Feb 22, 2011 19:38
My life’s littered with bad moments. Sometimes so many I can’t see through the grime.
Some mornings I wake up so sad and I don’t know why. Maybe it’s my dreams. How could I really know the horrors my subconscious puts me through? After all, my conscious thoughts torture me plenty during my day.
This doesn’t mean I never look for the sun. It also doesn’t mean I don’t have those occasions where I’m blinded by light. When those shining moments happen... I still. And every time, my actions remind me of my favorite passage from the Bible. “Be still and know that I am God.”
The comfort is in the simplicity, and the greatest impact always happens in the tinniest moments. Those seconds we could let pass us by if we’re not open to them. I’m not talking about finding religion. I’m talking about accepting a gentle voice that stills your inner storm with a whisper, “It will be okay. All manner of things will be okay.”
When I think of sadness and despair, I think of those incapable of finding these moments in their days. I think of those unable to treasure even the smallest beat of complete pleasure in life.
Last night I sat on my couch, the TV on, my husband working in the kitchen. My son was talking to him, asking questions in the way a seven-year-old will do. My husband pointed out the new outlets in the wall saying, “Now Mama will have plug-ins all around her counters.”
It was a simple conversation, and one that shouldn’t have mattered at all during my day. But it did. It caught me off guard. It made me smile. It made me think, “I am loved and I am loved well.”
Maybe it wasn’t a dozen roses or a diamond necklace, which I wouldn’t like that much anyway. Maybe he didn’t plan a big night. What he did do was use his hands and his mind and his talent to pull a simple smile from me. A big gesture for a small reward.
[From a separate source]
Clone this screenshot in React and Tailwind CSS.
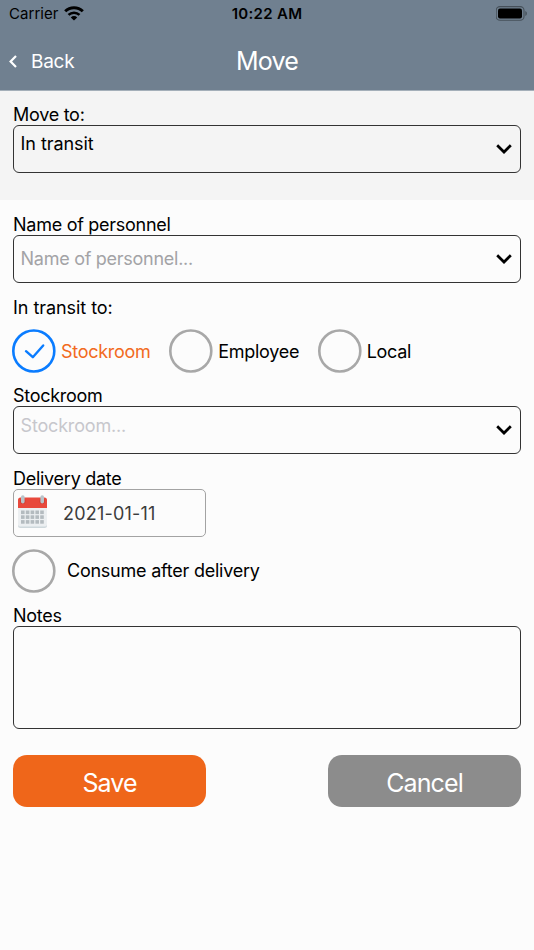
import { useState } from 'react'

function WifiIcon () {
  return (
    <svg className="w-[20px] h-[15px] -mt-[2px] -ml-[1px]" viewBox="0 0 20 15" fill="none" stroke="#000" strokeWidth="3">
      <path d="M1.200 5.300a12.600 12.600 0 0 1 17.600 0" />
      <path d="M4.500 8.900a8 8 0 0 1 11 0" strokeWidth="2.6" />
      <path d="M10 14.400 6.800 11.400a4.600 4.600 0 0 1 6.400 0z" fill="#000" stroke="none" />
    </svg>
  )
}

function BatteryIcon () {
  return (
    <svg className="w-[32px] h-[15px] -mt-[2px]" viewBox="0 0 32 15">
      <rect x="0.2" y="0.6" width="27.8" height="13.6" rx="3.8" fill="none" stroke="#46505a" strokeWidth="1.1" />
      <rect x="2" y="2.4" width="24" height="10" rx="2" fill="#000" />
      <path d="M29.300 5v5c1-.4 1.600-1.400 1.600-2.500s-.6-2.100-1.600-2.500z" fill="#46505a" />
    </svg>
  )
}

function Chevron () {
  return (
    <svg className="w-[16px] h-[10px] shrink-0" viewBox="0 0 16 10" fill="none" stroke="#000" strokeWidth="2.7">
      <path d="M1.200 1.200 8 8l6.800-6.800" />
    </svg>
  )
}

function CalendarIcon () {
  return (
    <svg className="w-[30px] h-[35px] -mt-[2px] shrink-0" viewBox="0 0 30 35">
      <rect x="1" y="4" width="29" height="29" rx="2.5" fill="#cfd8dc" />
      <path d="M1 12h29v17.500a2 2 0 0 1-2 2h-25a2 2 0 0 1-2-2z" fill="#eceff1" />
      <path d="M1 13V5a2.500 2.500 0 0 1 2.500-2.500h24a2.500 2.500 0 0 1 2.500 2.500v8z" fill="#e8493c" />
      <circle cx="5.800" cy="6.200" r="2.800" fill="#d23f34" />
      <circle cx="25.200" cy="6.200" r="2.800" fill="#d23f34" />
      <rect x="4" y="0.200" width="3.600" height="8.400" rx="1.800" fill="#b8c3c9" />
      <rect x="23.400" y="0.200" width="3.600" height="8.400" rx="1.800" fill="#b8c3c9" />
      {[15.5, 20.3, 25.1].map(y => (
        [4, 8.8, 13.6, 18.4, 23.2].map(x => (
          <rect key={x + '-' + y} x={x} y={y} width="3.6" height="3.6" fill="#b4bbbf" />
        ))
      ))}
    </svg>
  )
}

function Circle ({ checked }) {
  return (
    <svg className="w-[44px] h-[44px] shrink-0" viewBox="0 0 44 44" fill="none" strokeLinecap="round" strokeLinejoin="round">
      <circle cx="21.8" cy="22" r="20.5" stroke={checked ? '#0a7cff' : '#a8a8a8'} strokeWidth="2.6" />
      {checked && <path d="M14 22.200 20.800 28.200 31.200 16.500" stroke="#0a7cff" strokeWidth="2.4" />}
    </svg>
  )
}

function Label ({ children }) {
  return <div className="h-[22px] leading-[23px] whitespace-nowrap">{children}</div>
}

function SelectBox ({ text, textClass }) {
  return (
    <button className="flex items-center justify-between w-full h-[48px] pl-[6.5px] pr-[8px] border border-[#333] rounded-[6px] text-left">
      <span className={textClass}>{text}</span>
      <Chevron />
    </button>
  )
}

export default function App () {
  const [target, setTarget] = useState('Stockroom')
  const [consume, setConsume] = useState(false)
  const [notes, setNotes] = useState('')

  return (
    <div className="flex flex-col w-[534px] h-[950px] overflow-hidden bg-[#fcfcfc] text-black text-[18px] tracking-[-0.27px] font-['Inter',sans-serif]">
      <header className="h-[91px] shrink-0 bg-[#708090] border-b border-[#a4afb9]">
        <div className="grid grid-cols-3 items-center h-[28px] px-[9px] text-[15px]">
          <div className="flex items-center gap-[6px]">
            <span className="tracking-[0.05px]">Carrier</span>
            <WifiIcon />
          </div>
          <div className="text-center font-semibold tracking-[0.3px]">10:22 AM</div>
          <div className="flex justify-end -mr-[3px]"><BatteryIcon /></div>
        </div>
        <div className="grid grid-cols-3 items-center h-[62px] pt-[5px] text-white">
          <button className="flex items-center gap-[14px] pl-[9px] text-[19px]">
            <svg className="w-[8px] h-[13px] -mt-[1px]" viewBox="0 0 8 13" fill="none" stroke="#fff" strokeWidth="2.2">
              <path d="M7 1 1.600 6.500 7 12" />
            </svg>
            <span className="pt-[2px]">Back</span>
          </button>
          <h1 className="text-center text-[25px] tracking-[-0.8px]">Move</h1>
        </div>
      </header>

      <section className="h-[109px] shrink-0 pt-[12px] px-[13px] bg-[#f4f4f4]">
        <Label>Move to:</Label>
        <SelectBox text="In transit" textClass="pb-[11px] tracking-[-0.05px]" />
      </section>

      <main className="flex flex-col pt-[13px] px-[13px]">
        <Label>Name of personnel</Label>
        <SelectBox text="Name of personnel..." textClass="pb-[1px] text-[#a3a3a6]" />

        <div className="pt-[13px] tracking-[-0.05px]">
          <Label>In transit to:</Label>
        </div>
        <div className="flex items-center h-[66px] -ml-[1px]">
          {['Stockroom', 'Employee', 'Local'].map(name => (
            <button key={name} className="flex items-center gap-[5px] mr-[18.5px]" onClick={() => setTarget(name)}>
              <Circle checked={target === name} />
              <span className={target === name ? 'text-[#f26a21]' : ''}>{name}</span>
            </button>
          ))}
        </div>

        <Label>Stockroom</Label>
        <SelectBox text="Stockroom..." textClass="pb-[10px] tracking-[-0.17px] text-[#c7c7cc]" />

        <div className="pt-[13px]">
          <Label>Delivery date</Label>
        </div>
        <button className="flex items-center gap-[16px] w-[193px] h-[48px] pl-[3px] border border-[#a3a3a3] rounded-[5px] text-[#3c3c3c]">
          <CalendarIcon />
          <span className="tracking-[0.2px]">2021-01-11</span>
        </button>

        <button className="flex items-center gap-[11px] h-[67px] -ml-[1px]" onClick={() => setConsume(!consume)}>
          <Circle checked={consume} />
          <span className="tracking-[-0.24px]">Consume after delivery</span>
        </button>

        <Label>Notes</Label>
        <textarea
          className="w-full h-[103px] p-2 border border-[#333] rounded-[6px] resize-none outline-none"
          value={notes}
          onChange={e => setNotes(e.target.value)}
        />

        <div className="flex justify-between pt-[26px] text-white text-[25px] tracking-[-0.9px]">
          <button className="w-[193px] h-[52px] pt-[5px] rounded-[14px] bg-[#ef661a]">Save</button>
          <button className="w-[193px] h-[52px] pt-[5px] rounded-[14px] bg-[#8c8c8c]">Cancel</button>
        </div>
      </main>
    </div>
  )
}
I felt safe. And in the moment of that thought, a soft whisper brushed against my cheek, “Be still and know that all manner of things will be all right.”
I’ve actually found this moment in the way the wind lifted the petals of a daisy. When I was around ten, I found the moment while watching the lavender leaves fall from a white ash one October. Whenever it happens, no matter the reason, my mind freezes the moment. A quiet memory that’s just for me.